Es un lugar muy emblemático y con bastante significación, rodeado de leyenda y misterio y con un indudable valor arqueológico.
Entorno a estas cuevas, en parte fruto de la erosión del mar en parte obra de la mano del hombre, giran, como ya digo, numerosas leyendas y mitos que contribuyen a darles mayor renombre.
Aquí fue donde Hércules descansó por fin después de realizar sus doce labores y precisamente fue él quien con su fuerza creo el estrecho de Gibraltar separando las montañas a ambos lados dando lugar así al peñón de Gibraltar.
Hay quien dice también que una antigua civilización creó las grutas modificando un antiguo accidente geográfico natural y las utilizó como refugio y protección.
Y también se comenta que las propias grutas se comunican con las de San Michael en Gibraltar.
En cualquier caso, hoy por hoy, cuando uno se acerca a las grutas de Hércules lo primero con lo que se encuentra uno es algo totalmente mundano y nada mítico: un montón de chiringuitos playeros escavados en la roca y rebozados de arena y con un fuerte olor a comida como bienvenida.
Llegamos allí después de un divertido viaje en carretera, ya que viajabamos seis en el coche, por lo que teníamos que esconder continuamente a un niño marroquí que nos acompañaba aquel día para que no nos multara la policía. Lucía, una amiga de mi amiga Carmen, a la que yo visitaba en Tánger aquel fin de semana, conducía. Y se pasó todo el viaje gritándole al niño para que se escondiera cada vez que aparecía un policía.
Así que llegar hasta allí fue casi un alivio.
Aparcamos el coche junto a los chiringuitos encaramados en lo alto de un acantilado que se abría al océano. Abajo, en un lateral, se disponía una enorme playa de arena, bastante limpia, con sus sombrillas y todo y con las bravas y frías aguas del oceáno Atlántico invitando al baño. Aguas traicioneras y traidoras, por cierto, porque como en todas las playas de la costa Atlántica de Marruecos, el baño es peligroso, debido a las fuertes corrientes marítimas circulantes.
Nosotros tomamos el sol, hacía mucho calor y nos bañamos y luego nos acercamos a lo alto del acantilado ya que a las cuevas se accede justo por una entrada situada junto a uno de los restaurantes.

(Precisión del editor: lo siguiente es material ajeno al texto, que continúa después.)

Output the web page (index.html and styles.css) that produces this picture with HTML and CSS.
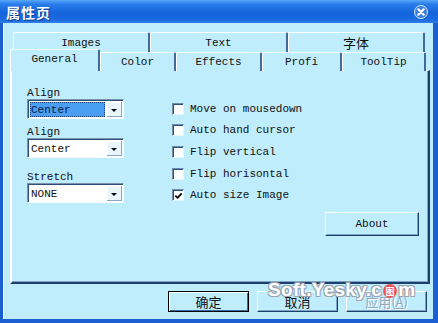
FILE: index.html
```html
<!DOCTYPE html>
<html lang="zh">
<head>
    <meta charset="UTF-8" />
    <title>属性页</title>
    <link rel="stylesheet" href="styles.css">
</head>
<body>
    <div class="window">
        <div class="titlebar">
            <span class="title">属性页</span>
            <span class="close">
                <svg width="14" height="14" viewBox="0 0 14 14">
                    <circle cx="7" cy="7" r="6.5" fill="#3c7fe0" stroke="#dbe9fb" stroke-width="1"/>
                    <path d="M4.3 4.3 L9.7 9.7 M9.7 4.3 L4.3 9.7" stroke="#fff" stroke-width="2.2" stroke-linecap="round"/>
                </svg>
            </span>
        </div>

        <div class="client">
            <div class="tab-row back">
                <div class="tab">Images</div>
                <div class="tab">Text</div>
                <div class="tab cjk">字体</div>
            </div>
            <div class="tab-row front">
                <div class="tab active">General</div>
                <div class="tab">Color</div>
                <div class="tab">Effects</div>
                <div class="tab">Profi</div>
                <div class="tab">ToolTip</div>
            </div>

            <div class="panel">
                <div class="col-left">
                    <div class="field first">
                        <div class="label">Align</div>
                        <div class="select">
                            <span class="value focused">Center</span>
                            <span class="arrow"></span>
                        </div>
                    </div>
                    <div class="field second">
                        <div class="label">Align</div>
                        <div class="select">
                            <span class="value">Center</span>
                            <span class="arrow"></span>
                        </div>
                    </div>
                    <div class="field third">
                        <div class="label">Stretch</div>
                        <div class="select">
                            <span class="value">NONE</span>
                            <span class="arrow"></span>
                        </div>
                    </div>
                </div>

                <div class="col-right">
                    <div class="check"><span class="box"></span>Move on mousedown</div>
                    <div class="check"><span class="box"></span>Auto hand cursor</div>
                    <div class="check"><span class="box"></span>Flip vertical</div>
                    <div class="check"><span class="box"></span>Flip horisontal</div>
                    <div class="check"><span class="box checked">
                        <svg width="10" height="10" viewBox="0 0 10 10"><path d="M1.5 4.5 L4 7 L8.5 2" fill="none" stroke="#000" stroke-width="2"/></svg>
                    </span>Auto size Image</div>
                    <div class="btn about">About</div>
                </div>
            </div>

            <div class="buttons">
                <div class="btn default cjk">确定</div>
                <div class="btn cjk">取消</div>
                <div class="btn disabled cjk">应用(<u>A</u>)</div>
            </div>

            <div class="watermark">Soft.Yesky.c<span class="wm-o">图</span>m</div>
        </div>
    </div>
</body>
</html>
```

FILE: styles.css
```css
:root {
    --bg: #bfedfc;
    --frame: #1a5fd2;
    --shadow: #3f6c9c;
    --dark: #1d3f6e;
    --text: #111;
}
body {
    margin: 0;
    width: 438px;
    height: 323px;
    overflow: hidden;
    font-family: "Liberation Mono", monospace;
    font-size: 11px;
    color: var(--text);
}
.cjk {
    font-family: "Noto Sans CJK SC", sans-serif;
}
.window {
    width: 438px;
    height: 323px;
    display: flex;
    flex-direction: column;
    background: var(--frame);
}

/* Titelleiste */
.titlebar {
    height: 23px;
    flex: none;
    display: flex;
    align-items: center;
    justify-content: space-between;
    padding: 0 10px 0 6px;
    background: linear-gradient(to bottom, #58a8fa 0%, #2a7cea 18%, #1464dc 55%, #1a6ae0 85%, #2f7ee8 100%);
}
.title {
    font-family: "Noto Sans CJK SC", sans-serif;
    font-weight: bold;
    font-size: 14px;
    color: #fff;
    text-shadow: 1px 1px 0 #0b3c8c;
    letter-spacing: 1px;
}
.close {
    display: flex;
    margin-top: 1px;
}

/* Inhalt */
.client {
    flex: 1;
    position: relative;
    margin: 0 5px 4px 3px;
    background: var(--bg);
    box-shadow: inset 1px 0 0 #e8fbff;
}

.tab-row {
    display: grid;
    height: 18px;
}
.tab-row.back {
    margin: 9px 0 0 10px;
    grid-template-columns: 137px 138px 137px;
}
.tab-row.front {
    margin-left: 7px;
    height: 20px;
    grid-template-columns: 90px 76px 86px 80px 84px;
}
.tab {
    display: flex;
    align-items: center;
    justify-content: center;
    border-top: 1px solid #fff;
    border-left: 1px solid #fff;
    border-right: 2px solid var(--shadow);
    border-radius: 2px 2px 0 0;
    background: var(--bg);
    box-sizing: border-box;
}
.tab.cjk {
    font-size: 13px;
}
.front .tab {
    margin-top: 2px;
}
.front .tab:not(.active):first-child + .tab {
    border-left: none;
}
.front .tab.active {
    margin-top: -1px;
    height: 22px;
    padding-bottom: 3px;
    position: relative;
    z-index: 1;
}

.panel {
    margin-left: 7px;
    width: 420px;
    height: 214px;
    box-sizing: border-box;
    border-top: 1px solid #fff;
    border-left: 2px solid #fff;
    border-right: 2px solid var(--dark);
    border-bottom: 2px solid var(--dark);
    box-shadow: inset -1px -1px 0 #7fa4c8;
    display: grid;
    grid-template-columns: 145px 1fr;
    padding: 0 9px 0 15px;
}

/* linke Spalte */
.label {
    line-height: 11px;
}
.field.first { margin-top: 17px; }
.field.second { margin-top: 8px; }
.field.third { margin-top: 14px; }
.select {
    width: 97px;
    height: 20px;
    box-sizing: border-box;
    display: flex;
    background: #fff;
    border-top: 1px solid #7b93ad;
    border-left: 1px solid #7b93ad;
    border-right: 1px solid #f4fcff;
    border-bottom: 1px solid #f4fcff;
    box-shadow: inset 1px 1px 0 #2d4e78;
    padding: 2px 1px 1px 2px;
}
.value {
    flex: 1;
    display: flex;
    align-items: center;
    padding-left: 1px;
}
.value.focused {
    background: #4b9ff2;
    outline: 1px dotted #1a3f70;
    outline-offset: -1px;
    color: #0a1a40;
}
.arrow {
    width: 15px;
    margin-left: 2px;
    background: #e9f7fd;
    box-shadow: inset -1px -1px 0 #8aa6c2, inset 1px 1px 0 #fff;
    position: relative;
}
.arrow::after {
    content: "";
    position: absolute;
    left: 4px;
    top: 7px;
    border-left: 3px solid transparent;
    border-right: 3px solid transparent;
    border-top: 3px solid #000;
}

/* rechte Spalte */
.col-right {
    padding-top: 27px;
    display: flex;
    flex-direction: column;
}
.check {
    height: 21.6px;
    display: flex;
    align-items: center;
    gap: 6px;
}
.box {
    width: 12px;
    height: 12px;
    box-sizing: border-box;
    background: #fff;
    border-top: 1px solid #6f8aa8;
    border-left: 1px solid #6f8aa8;
    border-right: 1px solid #e4f6fd;
    border-bottom: 1px solid #e4f6fd;
    box-shadow: inset 1px 1px 0 #31547f;
    display: flex;
    align-items: center;
    justify-content: center;
}
.box svg {
    margin: 1px 0 0 1px;
}

.btn {
    display: flex;
    align-items: center;
    justify-content: center;
    box-sizing: border-box;
    background: var(--bg);
    border-top: 1px solid #fff;
    border-left: 1px solid #fff;
    border-right: 1px solid var(--dark);
    border-bottom: 1px solid var(--dark);
    box-shadow: inset -1px -1px 0 #7fa4c8;
}
.about {
    align-self: flex-end;
    width: 94px;
    height: 24px;
    margin-top: 6px;
}

/* untere Schaltflächen */
.buttons {
    display: flex;
    gap: 8px;
    margin: 7px 0 0 165px;
}
.buttons .btn {
    width: 81px;
    height: 21px;
    font-size: 13px;
}
.btn.default {
    border: 1px solid #000;
    box-shadow: inset 1px 1px 0 #fff, inset -1px -1px 0 var(--shadow);
}
.btn.disabled {
    color: #8ea8bf;
    text-shadow: 1px 1px 0 #fff;
}

/* Wasserzeichen über dem Bild */
.watermark {
    position: absolute;
    left: 265px;
    top: 256px;
    font-family: "Liberation Sans", sans-serif;
    font-weight: bold;
    font-size: 19px;
    color: #fff;
    letter-spacing: 0.3px;
    text-shadow: -1px -1px 0 #9aa4ad, 1px -1px 0 #9aa4ad, -1px 1px 0 #9aa4ad, 1px 1px 0 #9aa4ad;
    display: flex;
    align-items: center;
}
.wm-o {
    display: inline-flex;
    align-items: center;
    justify-content: center;
    width: 14px;
    height: 14px;
    margin: 2px 1px 0;
    border-radius: 50%;
    background: #e8585a;
    font-family: "Noto Sans CJK SC", sans-serif;
    font-size: 9px;
    text-shadow: none;
}
```
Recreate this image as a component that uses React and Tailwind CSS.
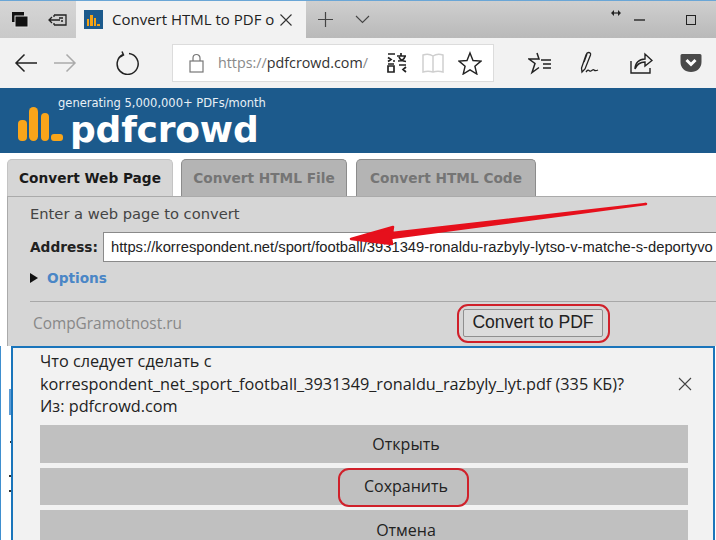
const sans = "font-['Open_Sans',sans-serif]"

function IconBtn({ className, children, w = 24, h = 24, vb }) {
  return (
    <svg width={w} height={h} viewBox={vb || `0 0 ${w} ${h}`} fill="none" stroke="currentColor" className={`shrink-0 ${className}`}>
      {children}
    </svg>
  )
}

function TabBar() {
  return (
    <div className="flex h-[37px] bg-gradient-to-b from-[#cfcfcf] to-[#b9b9b9]">
      <div className="flex w-[76px] shrink-0 items-center bg-gradient-to-b from-[#d6d6d6] to-[#c9c9c9] pl-[11px]">
        <IconBtn w={18} h={18} className="text-black">
          <rect x="1" y="1" width="12" height="10" fill="#111" stroke="none" />
          <rect x="4" y="5" width="13" height="11" fill="#111" stroke="#ddd" strokeWidth="1" />
        </IconBtn>
        <IconBtn w={20} h={16} className="ml-[19px] text-[#222]">
          <path d="M6 3h12v10H6M6 3v2M6 11v2M1 8h11M4 5L1 8l3 3M11 6h4M13 9h2" strokeWidth="1.3" />
        </IconBtn>
      </div>
      <div className={`flex w-[230px] shrink-0 items-center bg-[#f2f2f2] pl-[8px] text-[15px] text-[#222] ${sans}`}>
        <div className="flex h-[19px] w-[19px] items-end justify-center gap-[1px] bg-[#1c5a8c] pb-[3px]">
          <span className="h-[7px] w-[2px] bg-[#f6a313]" />
          <span className="h-[11px] w-[3px] bg-[#f6a313]" />
          <span className="h-[8px] w-[2px] bg-[#f6a313]" />
          <span className="h-[2px] w-[3px] bg-[#f6a313]" />
        </div>
        <span className="ml-[9px] w-[166px] whitespace-nowrap">Convert HTML to PDF o</span>
        <IconBtn w={14} h={14} className="ml-[1px] text-[#333]">
          <path d="M1.5 1.5l11 11M12.5 1.5l-11 11" strokeWidth="1.1" />
        </IconBtn>
      </div>
      <div className="flex flex-1 items-center">
        <IconBtn w={17} h={17} className="ml-[11px] text-[#444]">
          <path d="M8.5 1v15M1 8.500h15" strokeWidth="1.2" />
        </IconBtn>
        <IconBtn w={15} h={9} className="ml-[21px] text-[#444]">
          <path d="M1 1l6.500 6.500L14 1" strokeWidth="1.1" />
        </IconBtn>
        <div className="ml-auto flex items-center pr-[20px]">
          <IconBtn w={10} h={6} className="mr-[13px] -mt-[13px] text-[#222]">
            <path d="M2 3h6" strokeWidth="1.200" />
            <path d="M0 3l3-3v6zM10 3L7 0v6z" fill="currentColor" stroke="none" />
          </IconBtn>
          <span className="mr-[41px] h-[2px] w-[11px] bg-[#555]" />
          <span className="h-[10px] w-[10px] border border-[#222]" />
        </div>
      </div>
    </div>
  )
}

function Toolbar() {
  return (
    <div className="flex h-[50px] items-center bg-[#f2f2f2]">
      <IconBtn w={24} h={20} className="ml-[14px] text-[#222]">
        <path d="M23 10H2M10.500 1.500L2 10l8.500 8.500" strokeWidth="1.5" />
      </IconBtn>
      <IconBtn w={24} h={20} className="ml-[15px] text-[#aaa]">
        <path d="M1 10h21M13.500 1.500L22 10l-8.500 8.500" strokeWidth="1.5" />
      </IconBtn>
      <IconBtn w={24} h={24} className="ml-[38px] text-[#222]">
        <path d="M8 3.500A10.500 10.500 0 1 0 14 2.500M7 .5l1.500 3.500-3.500 2" strokeWidth="1.5" />
      </IconBtn>
      <div className={`ml-[33px] flex h-[38px] w-[322px] shrink-0 items-center border border-[#dcdcdc] bg-white text-[14.3px] ${sans}`}>
        <IconBtn w={15} h={20} className="ml-[16px] text-[#777]">
          <rect x="1" y="8" width="13" height="11" strokeWidth="1.2" />
          <path d="M4 8V5a3.500 3.500 0 0 1 7 0v3" strokeWidth="1.2" />
        </IconBtn>
        <span className="ml-[14px] text-[#8a8a8a]">https://</span>
        <span className="text-[#333]">pdfcrowd.com</span>
        <span className="text-[#8a8a8a]">/</span>
        <IconBtn w={22} h={22} className="ml-[18px] text-[#222]">
          <path d="M2 2h7M2 5.500l3 2-3 2M2 12h6M2 14h6v6H2zM9 9h-2M15 1v3M11 4h9M12 9c3 0 6-1.500 7-4.500M13 5c1 2.500 3 4 7 4.500M13 13h7M20 15l-3 2.500 3 2.500" strokeWidth="1.700" />
        </IconBtn>
        <IconBtn w={24} h={22} className="ml-[13px] text-[#cfcfcf]">
          <path d="M12 4C9 2 5 2 2 3v17c3-1 7-1 10 0 3-1 7-1 10 0V3c-3-1-7-1-10 1zM12 4v16" strokeWidth="1.5" />
        </IconBtn>
        <IconBtn w={24} h={24} className="ml-[13px] text-[#222]">
          <path d="M12 2l3 7.500 8 .6-6.100 5.100 1.900 7.800-6.800-4.200-6.800 4.200 1.900-7.800L1 10.100l8-.6z" strokeWidth="1.4" />
        </IconBtn>
      </div>
      <IconBtn w={24} h={24} className="ml-[34px] text-[#222]">
        <path d="M9 2l2 6h-10l6 4.500-3 9 7-5M13 9h10M15 13h8M15 17h8" strokeWidth="1.5" />
      </IconBtn>
      <IconBtn w={24} h={24} className="ml-[27px] text-[#222]">
        <path d="M9.500 1.500c1.500 0 2.500 1 2 2.500L6 18l-3 3-.5-4L7 4c.5-1.500 1.200-2.500 2.500-2.500zM5 11l3-8M7 21c3-4 3 0 5-1s2-2 3-1 2 1 4 0" strokeWidth="1.3" />
      </IconBtn>
      <IconBtn w={24} h={24} className="ml-[26px] text-[#222]">
        <path d="M2 10v12h19v-5M6 18c0-6 4-10 10-10V3l7 6.500L16 15v-4c-4 0-8 2-10 7z" strokeWidth="1.4" />
      </IconBtn>
      <svg width="22" height="22" viewBox="0 0 22 22" className="ml-[27px] shrink-0">
        <path d="M2 2h18a1.500 1.500 0 0 1 1.500 1.500V10c0 6-4.500 10-10.500 10S.5 16 .5 10V3.500A1.500 1.500 0 0 1 2 2z" fill="#4a4a4a" />
        <path d="M6.500 8L11 12.500 15.500 8" stroke="#fff" strokeWidth="3" fill="none" />
      </svg>
    </div>
  )
}

function Logo() {
  return (
    <div className="h-[64px] bg-[#1c5a8c] text-white font-['DejaVu_Sans',sans-serif]">
      <div className="pl-[58px] pt-[6px] text-[11.5px] leading-[16px] text-[#e8f0f6]">generating 5,000,000+ PDFs/month</div>
      <div className="-mt-[4px] flex items-start pl-[18px]">
        <svg width="46" height="36" viewBox="0 0 46 36" className="shrink-0">
          <g fill="#f9a51a">
            <rect x="0" y="13" width="9" height="21" rx="4" />
            <rect x="11" y="0" width="9" height="34" rx="4.500" />
            <rect x="23" y="6" width="8" height="28" rx="4" />
            <rect x="33" y="27" width="12" height="7" rx="3" />
          </g>
        </svg>
        <span className="ml-[6px] mt-[8px] text-[36px] font-bold leading-[30px] tracking-[-0.2px] text-white">pdfcrowd</span>
      </div>
    </div>
  )
}

function Tab({ active, children, className }) {
  return (
    <div
      className={`flex h-[37px] items-center justify-center rounded-t-[5px] border border-b-0 text-[13.7px] font-bold ${
        active ? 'border-[#c4c4c4] bg-[#d6d6d6] text-[#1a1a1a]' : 'border-[#8c8c8c] bg-[#b4b4b4] text-[#757575]'
      } ${className}`}
    >
      {children}
    </div>
  )
}

function Converter() {
  return (
    <div className="bg-white pl-[7px] pt-[6px] font-['DejaVu_Sans',sans-serif]">
      <div className="relative z-10 flex">
        <Tab active className="-mb-px w-[166px]">Convert Web Page</Tab>
        <Tab className="ml-[8px] w-[166px]">Convert HTML File</Tab>
        <Tab className="ml-[9px] w-[180px]">Convert HTML Code</Tab>
      </div>
      <div className="relative h-[150px] border-t border-l border-[#aaa] bg-[#d6d6d6] pl-[22px]">
        <div className="pt-[7px] text-[14.7px] leading-[20px] text-[#444]">Enter a web page to convert</div>
        <div className="mt-[8px] flex items-center">
          <span className="text-[13.7px] font-bold text-[#222]">Address:</span>
          <div className="ml-[5px] h-[30px] flex-1 overflow-hidden whitespace-nowrap border border-r-0 border-[#8a8a8a] bg-white pl-[7px] font-['Liberation_Sans',sans-serif] text-[14.75px] leading-[28px] text-[#222]">
            https://korrespondent.net/sport/football/3931349-ronaldu-razbyly-lytso-v-matche-s-deportyvo
          </div>
        </div>
        <div className="mt-[6px] flex items-center">
          <span className="h-0 w-0 border-y-[5px] border-l-[8px] border-y-transparent border-l-[#111]" />
          <span className="ml-[9px] text-[13.7px] font-bold text-[#4a86c6]">Options</span>
        </div>
        <div className="mt-[12px] border-t border-[#a8a8a8]" />
        <div className="flex items-center pt-[7px]">
          <span className="ml-[3px] mt-[3px] w-[430px] shrink-0 font-['Open_Sans',sans-serif] text-[15.4px] text-[#888]">CompGramotnost.ru</span>
          <div className="flex h-[28px] w-[140px] items-center justify-center rounded-[2px] border border-[#8f8f8f] bg-[#dcdcdc] font-['Liberation_Sans',sans-serif] text-[17.6px] text-[#222]">
            Convert to PDF
          </div>
        </div>
        <div className="absolute left-[449px] top-[107px] h-[39px] w-[153px] rounded-[11px] border-2 border-[#d0202a]" />
      </div>
    </div>
  )
}

function Choice({ children, className = '' }) {
  return <div className={`flex items-center justify-center bg-[#c0c0c0] pl-[84px] text-[16px] text-[#222] ${className}`}>{children}</div>
}

function Dialog() {
  return (
    <div className="flex h-[195px] overflow-hidden bg-white pr-px">
      <div className="flex w-[11px] shrink-0 flex-col border-l border-[#3f8fcf]">
        <span className="mt-[43px] ml-[8px] h-[26px] w-[2px] bg-[#5b9bd5]" />
        <span className="mt-[26px] ml-[9px] h-[2px] w-px bg-[#333]" />
        <span className="mt-[32px] ml-[8px] h-[2px] w-[2px] bg-[#333]" />
        <span className="mt-[13px] ml-[8px] h-[2px] w-[2px] bg-[#333]" />
      </div>
      <div className={`relative flex-1 border-2 border-b-0 border-[#1a75bb] bg-[#f2f2f2] pl-[27px] pr-[25px] ${sans}`}>
        <div className="pt-[2px] text-[16.25px] leading-[22.5px] text-[#222]">
          <div>Что следует сделать с</div>
          <div className="whitespace-nowrap">korrespondent_net_sport_football_3931349_ronaldu_razbyly_lyt.pdf (335 КБ)?</div>
          <div>Из: pdfcrowd.com</div>
        </div>
        <svg width="14" height="14" viewBox="0 0 14 14" stroke="#444" className="absolute right-[21px] top-[29px]">
          <path d="M1 1l12 12M13 1L1 13" strokeWidth="1.1" />
        </svg>
        <div className="mt-[7px] flex flex-col gap-[5px]">
          <Choice className="h-[38px]">Открыть</Choice>
          <Choice className="h-[37px]">Сохранить</Choice>
          <Choice className="h-[40px]">Отмена</Choice>
        </div>
        <div className="absolute left-[325px] top-[120px] h-[39px] w-[131px] rounded-[11px] border-2 border-[#d0202a]" />
      </div>
    </div>
  )
}

export default function App() {
  return (
    <div className="relative h-[540px] w-[716px] overflow-hidden border-t border-[#6aa6d6] bg-white">
      <TabBar />
      <Toolbar />
      <div className="h-px bg-[#1c5a8c]" />
      <Logo />
      <Converter />
      <Dialog />
      <svg width="716" height="540" className="pointer-events-none absolute left-0 top-0">
        <path d="M646 203 L392 232 L393 226 L351 238 L392 243 L391 237 Z" fill="#e6101c" stroke="#e6101c" strokeWidth="2.500" strokeLinejoin="round" />
      </svg>
    </div>
  )
}
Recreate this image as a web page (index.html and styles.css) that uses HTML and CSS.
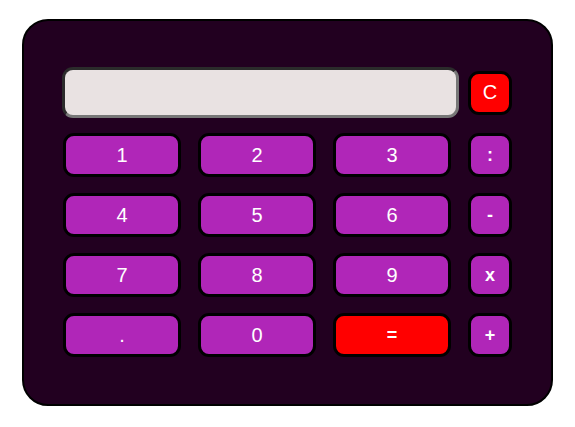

Allí mismo se pueden comprar las entradas para acceder a la gruta. Ya desde arriba, uno puede apreciar las vistas. ¡Y que vistas! Increíbles.
El lugar invitaba a quedarse así que aprovechamos a cenar en uno de los chiringuitos playeros.
La comida era barata y estaba buena y sabrosa, el local servía platos tradicionales marroquíes, tagines y cous-cous, cocinados a la lumbre del fuego de un horno de carbón, cuyo olor se mezclaba con el de la comida, abriendo aún más si cabe el apetito que la playa ya de por si siempre me da la playa y el mar.
El ambiente era relajado, tranquilo, relajante. Y no había demasiada gente con lo que disfrutamos del entorno casi en exclusiva. En pleno Ramadán, los marroquíes no pueden ni comer ni beber ni bañarse durante el día. Poca gente se había acercado a la playa aquel caluroso día de julio. Como mucho algún turista perdido o algún local díscolo (alguno hay, como el novio de mi anfitriona)
Ya al atardecer, la puesta de sol desde allí es impagable e impresionante: El mar imponente en el horizonte se confunde con el cielo, más inabarcable aún si cabe, combinándose con la luz dando lugar a una gama de colores infinita, imposible de reproducir con la humana paleta de cualquier pintor.
No me extraña que Hércules, agotado como estaba, hubiese decidido descansar después de sus doce tareas en un sitio como aquel. Para mí fue el cierre perfecto de un fin de semana más en Tánger, ciudad que compartí por cierto en muy buena compañia… Como siempre.